DTGEVC(3F)							    DTGEVC(3F)

     HOWMNY  (input) CHARACTER*1
	     = 'A': compute all right and/or left eigenvectors;
	     = 'B': compute all right and/or left eigenvectors, and
	     backtransform them using the input matrices supplied in VR and/or
	     VL; = 'S': compute selected right and/or left eigenvectors,
	     specified by the logical array SELECT.

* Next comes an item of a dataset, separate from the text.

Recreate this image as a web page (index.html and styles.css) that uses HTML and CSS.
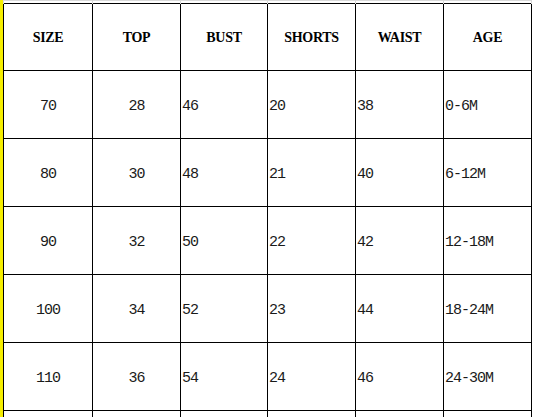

     SELECT  (input) LOGICAL array, dimension (N)
	     If HOWMNY='S', SELECT specifies the eigenvectors to be computed.
	     If HOWMNY='A' or 'B', SELECT is not referenced.  To select the
	     real eigenvector corresponding to the real eigenvalue w(j),
	     SELECT(j) must be set to .TRUE.  To select the complex
	     eigenvector corresponding to a complex conjugate pair w(j) and
	     w(j+1), either SELECT(j) or SELECT(j+1) must be set to .TRUE..

     N	     (input) INTEGER
	     The order of the matrices A and B.	 N >= 0.

     A	     (input) DOUBLE PRECISION array, dimension (LDA,N)
	     The upper quasi-triangular matrix A.

     LDA     (input) INTEGER
	     The leading dimension of array A.	LDA >= max(1, N).

     B	     (input) DOUBLE PRECISION array, dimension (LDB,N)
	     The upper triangular matrix B.  If A has a 2-by-2 diagonal block,
	     then the corresponding 2-by-2 block of B must be diagonal with
	     positive elements.

     LDB     (input) INTEGER
	     The leading dimension of array B.	LDB >= max(1,N).

     VL	     (input/output) DOUBLE PRECISION array, dimension (LDVL,MM)
	     On entry, if SIDE = 'L' or 'B' and HOWMNY = 'B', VL must contain
	     an N-by-N matrix Q (usually the orthogonal matrix Q of left Schur
	     vectors returned by DHGEQZ).  On exit, if SIDE = 'L' or 'B', VL
	     contains:	if HOWMNY = 'A', the matrix Y of left eigenvectors of
	     (A,B); if HOWMNY = 'B', the matrix Q*Y; if HOWMNY = 'S', the left
	     eigenvectors of (A,B) specified by SELECT, stored consecutively
	     in the columns of VL, in the same order as their eigenvalues.  If
	     SIDE = 'R', VL is not referenced.

	     A complex eigenvector corresponding to a complex eigenvalue is
	     stored in two consecutive columns, the first holding the real
	     part, and the second the imaginary part.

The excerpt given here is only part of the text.